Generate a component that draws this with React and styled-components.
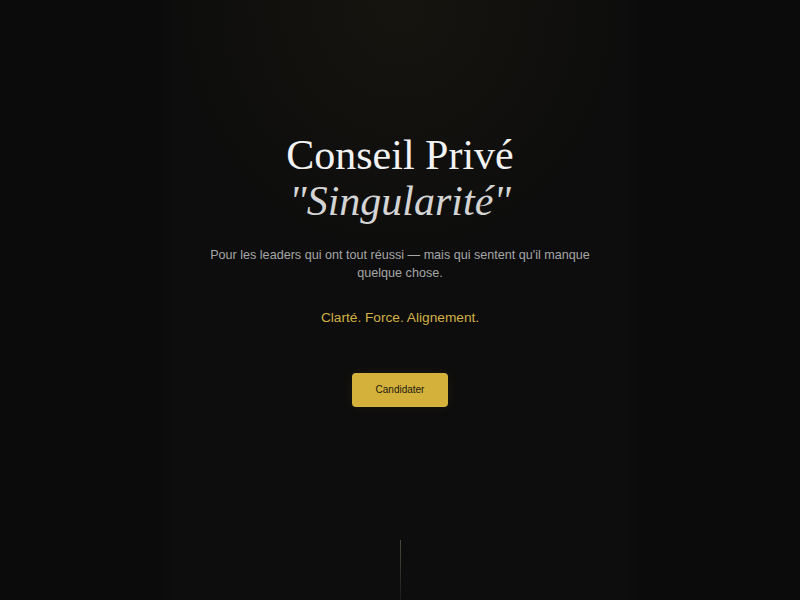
import styled, { createGlobalStyle } from "styled-components"

const GlobalStyle = createGlobalStyle`
  * {
    box-sizing: border-box;
  }
  html, body {
    margin: 0;
    padding: 0;
    background: #0b0b0b;
  }
`

const Hero = styled.section`
  position: relative;
  min-height: 100vh;
  display: flex;
  flex-direction: column;
  align-items: center;
  padding-top: 132px;
  text-align: center;
  overflow: hidden;
  background:
    radial-gradient(ellipse 30% 45% at 50% 0%, rgba(212, 175, 55, 0.045), transparent 100%),
    linear-gradient(to right, transparent 20%, rgba(255, 255, 255, 0.008) 22%, rgba(255, 255, 255, 0.008) 78%, transparent 80%),
    #0b0b0b;
`

const Title = styled.h1`
  margin: 0;
  font-family: "Liberation Serif", "Times New Roman", serif;
  font-weight: 400;
  font-size: 42px;
  line-height: 1.1;
  color: #f2f2f2;
`

const Accent = styled.span`
  display: block;
  font-style: italic;
  color: #d4d4d4;
`

const Lead = styled.p`
  margin: 23px 0 0;
  max-width: 400px;
  font-family: "Liberation Sans", Arial, sans-serif;
  font-size: 12.6px;
  line-height: 17.6px;
  color: #a6a6a6;
`

const Motto = styled.p`
  margin: 25px 0 0;
  font-family: "Liberation Sans", Arial, sans-serif;
  font-size: 13.7px;
  line-height: 19.6px;
  color: #d2b045;
`

const Button = styled.button`
  margin-top: 46px;
  padding: 10px 24px;
  border: none;
  border-radius: 4px;
  background-color: #d4b13a;
  color: #1c1a12;
  font-family: "Liberation Sans", Arial, sans-serif;
  font-size: 10px;
  line-height: 14px;
  cursor: pointer;
  box-shadow: 0 0 12px rgba(212, 175, 55, 0.08);
`

// little scroll hint at the bottom of the hero
const ScrollLine = styled.div`
  position: absolute;
  left: 50%;
  bottom: 0;
  width: 1px;
  height: 60px;
  background: linear-gradient(to bottom, rgba(200, 190, 160, 0.35), rgba(200, 190, 160, 0.08));
`

const App = () => {
  return (
    <>
      <GlobalStyle />
      <Hero>
        <Title>
          Conseil Privé
          <Accent>"Singularité"</Accent>
        </Title>
        <Lead>Pour les leaders qui ont tout réussi — mais qui sentent qu'il manque quelque chose.</Lead>
        <Motto>Clarté. Force. Alignement.</Motto>
        <Button>Candidater</Button>
        <ScrollLine />
      </Hero>
    </>
  )
}

export default App
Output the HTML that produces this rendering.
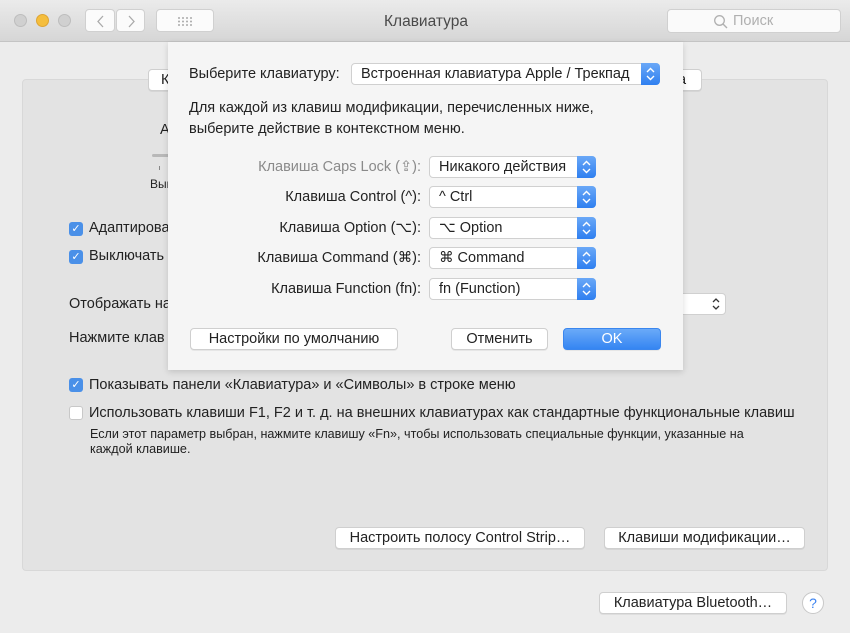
<!DOCTYPE html>
<html><head><meta charset="utf-8"><style>
*{box-sizing:border-box;margin:0;padding:0}
body{width:850px;height:633px;overflow:hidden;background:#ececec;font-family:"Liberation Sans","DejaVu Sans",sans-serif;font-size:14.5px;color:#222;position:relative}
.a{position:absolute;white-space:nowrap}
.title{left:0;top:0;width:850px;height:42px;background:linear-gradient(#ebebeb,#d6d6d6);border-bottom:1px solid #c4c4c4}
.dot{width:13px;height:13px;border-radius:50%;top:14px}
.tb{top:9px;height:23px;background:#fbfbfb;border:1px solid #d0d0d0;border-radius:4px}
.btn{background:#fff;border:1px solid #cfcfcf;border-radius:4px;box-shadow:0 1px 0 rgba(0,0,0,.06);text-align:center;height:22px;line-height:21px}
.cb{width:14px;height:14px;border-radius:3px;background:#4a90e8;color:#fff;font-size:11px;line-height:14px;text-align:center}
.pop{height:22px;background:#fff;border:1px solid #d0d0d0;border-radius:4px;line-height:21px;padding-left:9px}
.pop .ar{position:absolute;right:-1px;top:-1px;width:19px;height:22px;background:linear-gradient(#6aa8f7,#2f7ff0);border-radius:0 4px 4px 0}
.lbl{right:429px;text-align:right}
</style></head><body>
<div class="a title"></div>
<div class="a dot" style="left:14px;background:#d0d0d0;border:1px solid #bdbdbd"></div>
<div class="a dot" style="left:36px;background:#f5be3d;border:1px solid #dea534"></div>
<div class="a dot" style="left:58px;background:#d0d0d0;border:1px solid #bdbdbd"></div>
<div class="a tb" style="left:85px;width:30px"><svg width="30" height="23"><path d="M17 6l-5 5.5 5 5.5" stroke="#aaa" stroke-width="1.3" fill="none"/></svg></div>
<div class="a tb" style="left:116px;width:29px"><svg width="29" height="23"><path d="M12 6l5 5.5-5 5.5" stroke="#aaa" stroke-width="1.3" fill="none"/></svg></div>
<div class="a tb" style="left:156px;width:58px"><svg width="58" height="23"><g fill="#aaa"><circle cx="22" cy="8" r="1"/><circle cx="26" cy="8" r="1"/><circle cx="30" cy="8" r="1"/><circle cx="34" cy="8" r="1"/><circle cx="22" cy="11.5" r="1"/><circle cx="26" cy="11.5" r="1"/><circle cx="30" cy="11.5" r="1"/><circle cx="34" cy="11.5" r="1"/><circle cx="22" cy="15" r="1"/><circle cx="26" cy="15" r="1"/><circle cx="30" cy="15" r="1"/><circle cx="34" cy="15" r="1"/></g></svg></div>
<div class="a" style="left:384px;top:13px;font-size:15.5px;color:#4a4a4a">Клавиатура</div>
<div class="a tb" style="left:667px;width:174px;height:24px;background:#fafafa"><svg class="a" style="left:45px;top:4px" width="16" height="16"><circle cx="6.5" cy="6.5" r="4.8" stroke="#b0b0b0" stroke-width="1.3" fill="none"/><path d="M10 10l4 4" stroke="#b0b0b0" stroke-width="1.4"/></svg><span class="a" style="left:65px;top:3px;color:#b0b0b0">Поиск</span></div>

<div class="a" style="left:22px;top:79px;width:806px;height:492px;background:#e3e3e3;border:1px solid #d8d8d8;border-radius:4px"></div>
<div class="a btn" style="left:148px;top:69px;width:40px;text-align:left;padding-left:12px">К</div>
<div class="a btn" style="left:660px;top:69px;width:42px;text-align:left;padding-left:17px">а</div>
<div class="a" style="left:160px;top:122px">А</div>
<div class="a" style="left:152px;top:154px;width:30px;height:3px;background:#b8b8b8;border-radius:2px"></div>
<div class="a" style="left:159px;top:166px;width:1px;height:4px;background:#888"></div>
<div class="a" style="left:150px;top:177px;font-size:12px">Вык</div>
<div class="a cb" style="left:69px;top:222px">✓</div><div class="a" style="left:89px;top:220px">Адаптирова</div>
<div class="a cb" style="left:69px;top:250px">✓</div><div class="a" style="left:89px;top:248px">Выключать</div>
<div class="a" style="left:69px;top:296px">Отображать на</div>
<div class="a pop" style="left:640px;top:293px;width:86px"><svg class="a" style="right:4px;top:3px" width="10" height="14"><path d="M2 5l3-3 3 3M2 9l3 3 3-3" stroke="#333" stroke-width="1.3" fill="none"/></svg></div>
<div class="a" style="left:69px;top:330px">Нажмите клав</div>
<div class="a cb" style="left:69px;top:378px">✓</div><div class="a" style="left:89px;top:377px">Показывать панели «Клавиатура» и «Символы» в строке меню</div>
<div class="a" style="left:69px;top:406px;width:14px;height:14px;border-radius:3px;background:#fff;border:1px solid #c8c8c8"></div>
<div class="a" style="left:89px;top:405px">Использовать клавиши F1, F2 и т. д. на внешних клавиатурах как стандартные функциональные клавиш</div>
<div class="a" style="left:90px;top:427px;font-size:12.6px;line-height:15px">Если этот параметр выбран, нажмите клавишу «Fn», чтобы использовать специальные функции, указанные на<br>каждой клавише.</div>
<div class="a btn" style="left:335px;top:527px;width:250px">Настроить полосу Control Strip…</div>
<div class="a btn" style="left:604px;top:527px;width:201px">Клавиши модификации…</div>
<div class="a btn" style="left:599px;top:592px;width:188px">Клавиатура Bluetooth…</div>
<div class="a" style="left:802px;top:592px;width:22px;height:22px;border-radius:50%;background:#fff;border:1px solid #c8c8c8;color:#3b82f0;text-align:center;line-height:20px;font-size:14px">?</div>

<div class="a" style="left:168px;top:42px;width:515px;height:328px;background:#f5f5f5;box-shadow:0 2px 6px rgba(0,0,0,.15)"></div>
<div class="a" style="left:189px;top:66px">Выберите клавиатуру:</div>
<div class="a pop" style="left:351px;top:63px;width:309px;padding-left:9px">Встроенная клавиатура Apple / Трекпад<div class="ar"><svg width="19" height="22"><path d="M6 9l3.5-3.5L13 9M6 13l3.5 3.5L13 13" stroke="#fff" stroke-width="1.4" fill="none"/></svg></div></div>
<div class="a" style="left:189px;top:98px;line-height:21px">Для каждой из клавиш модификации, перечисленных ниже,<br>выберите действие в контекстном меню.</div>
<div class="a lbl" style="top:159px;color:#8a8a8a">Клавиша Caps Lock (⇪):</div>
<div class="a lbl" style="top:189px">Клавиша Control (^):</div>
<div class="a lbl" style="top:220px">Клавиша Option (⌥):</div>
<div class="a lbl" style="top:250px">Клавиша Command (⌘):</div>
<div class="a lbl" style="top:281px">Клавиша Function (fn):</div>
<div class="a pop" style="left:429px;top:156px;width:167px">Никакого действия<div class="ar"><svg width="19" height="22"><path d="M6 9l3.5-3.5L13 9M6 13l3.5 3.5L13 13" stroke="#fff" stroke-width="1.4" fill="none"/></svg></div></div>
<div class="a pop" style="left:429px;top:186px;width:167px">^ Ctrl<div class="ar"><svg width="19" height="22"><path d="M6 9l3.5-3.5L13 9M6 13l3.5 3.5L13 13" stroke="#fff" stroke-width="1.4" fill="none"/></svg></div></div>
<div class="a pop" style="left:429px;top:217px;width:167px">⌥ Option<div class="ar"><svg width="19" height="22"><path d="M6 9l3.5-3.5L13 9M6 13l3.5 3.5L13 13" stroke="#fff" stroke-width="1.4" fill="none"/></svg></div></div>
<div class="a pop" style="left:429px;top:247px;width:167px">⌘ Command<div class="ar"><svg width="19" height="22"><path d="M6 9l3.5-3.5L13 9M6 13l3.5 3.5L13 13" stroke="#fff" stroke-width="1.4" fill="none"/></svg></div></div>
<div class="a pop" style="left:429px;top:278px;width:167px">fn (Function)<div class="ar"><svg width="19" height="22"><path d="M6 9l3.5-3.5L13 9M6 13l3.5 3.5L13 13" stroke="#fff" stroke-width="1.4" fill="none"/></svg></div></div>
<div class="a btn" style="left:190px;top:328px;width:208px">Настройки по умолчанию</div>
<div class="a btn" style="left:451px;top:328px;width:97px">Отменить</div>
<div class="a btn" style="left:563px;top:328px;width:98px;background:linear-gradient(#6aaaf8,#3585f2);border-color:#3a86ee;color:#fff">OK</div>
</body></html>
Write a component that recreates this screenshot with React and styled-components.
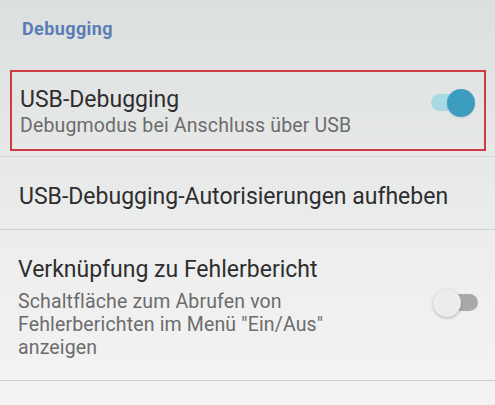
import React from "react";
import styled, { createGlobalStyle } from "styled-components";

const GlobalStyle = createGlobalStyle`
  html, body {
    margin: 0;
    padding: 0;
  }
  body {
    font-family: Roboto, "Noto Sans", sans-serif;
  }
`;

const Screen = styled.div`
  width: 495px;
  height: 405px;
  overflow: hidden;
  background: linear-gradient(180deg, #dcdfdf 0%, #e6e8e8 35%, #f0f0f0 75%, #f3f3f3 100%);
  display: flex;
  flex-direction: column;
`;

const SectionHeader = styled.div`
  height: 70px;
  padding: 18px 0 0 22px;
  box-sizing: border-box;
  color: #5a7db3;
  font-size: 18px;
  font-weight: 700;
  letter-spacing: 0.4px;
  line-height: 21px;
`;

const Row = styled.div`
  display: flex;
  align-items: flex-start;
  box-sizing: border-box;
  height: ${(p) => p.$height}px;
  padding: ${(p) => p.$padding};
  margin: ${(p) => p.$margin || "0"};
  border: ${(p) => (p.$highlight ? "2px solid #cc3b3f" : "none")};
  border-bottom: ${(p) =>
    p.$highlight ? "2px solid #cc3b3f" : "1px solid #d0d1d1"};
`;

const Spacer = styled.div`
  height: 5px;
  border-bottom: 1px solid #d3d4d4;
`;

const TextBlock = styled.div`
  flex: 1;
  display: flex;
  flex-direction: column;
`;

const Title = styled.div`
  color: #2e2e2e;
  font-size: 23px;
  line-height: 28px;
  margin-bottom: ${(p) => p.$gap || 0}px;
`;

const Summary = styled.div`
  color: #6c6c6c;
  font-size: 19.5px;
  letter-spacing: 0.15px;
  line-height: 23px;
  max-width: ${(p) => p.$maxWidth || "none"};
`;

const Track = styled.div`
  position: relative;
  width: 42px;
  height: 17px;
  border-radius: 9px;
  margin-top: ${(p) => p.$top}px;
  background: ${(p) => (p.$on ? "#a8dae5" : "#a9a9a9")};
  flex-shrink: 0;
`;

const Knob = styled.div`
  position: absolute;
  top: -5px;
  ${(p) => (p.$on ? "right: -2px;" : "left: -3px;")}
  width: 28px;
  height: 28px;
  border-radius: 50%;
  background: ${(p) => (p.$on ? "#3d9dbf" : "#ececec")};
  box-shadow: ${(p) =>
    p.$on ? "0 1px 2px rgba(0,0,0,0.12)" : "0 1px 3px rgba(0,0,0,0.28)"};
`;

function Switch({ on, top }) {
  return (
    <Track $on={on} $top={top}>
      <Knob $on={on} />
    </Track>
  );
}

export default function App() {
  return (
    <>
      <GlobalStyle />
      <Screen>
        <SectionHeader>Debugging</SectionHeader>
        <Row $highlight $height={81} $margin="0 9px 0 10px" $padding="14px 11px 0 8px">
          <TextBlock>
            <Title>USB-Debugging</Title>
            <Summary>Debugmodus bei Anschluss über USB</Summary>
          </TextBlock>
          <Switch on top={8} />
        </Row>
        <Spacer />
        <Row $height={73} $padding="26px 17px 0 19px">
          <TextBlock>
            <Title>USB-Debugging-Autorisierungen aufheben</Title>
          </TextBlock>
        </Row>
        <Row $height={151} $padding="26px 17px 0 18px">
          <TextBlock>
            <Title $gap={6}>Verknüpfung zu Fehlerbericht</Title>
            <Summary $maxWidth="335px">
              Schaltfläche zum Abrufen von Fehlerberichten im Menü "Ein/Aus" anzeigen
            </Summary>
          </TextBlock>
          <Switch top={38} />
        </Row>
      </Screen>
    </>
  );
}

---*---

> [GIVEN TASK] Identify which lines contain the word "that" and copy each one.

> [COMPLETED EXERCISE]
Generate a component that draws this with React and styled-components.
Output the HTML that produces this rendering.
Write a component that recreates this screenshot with React and styled-components.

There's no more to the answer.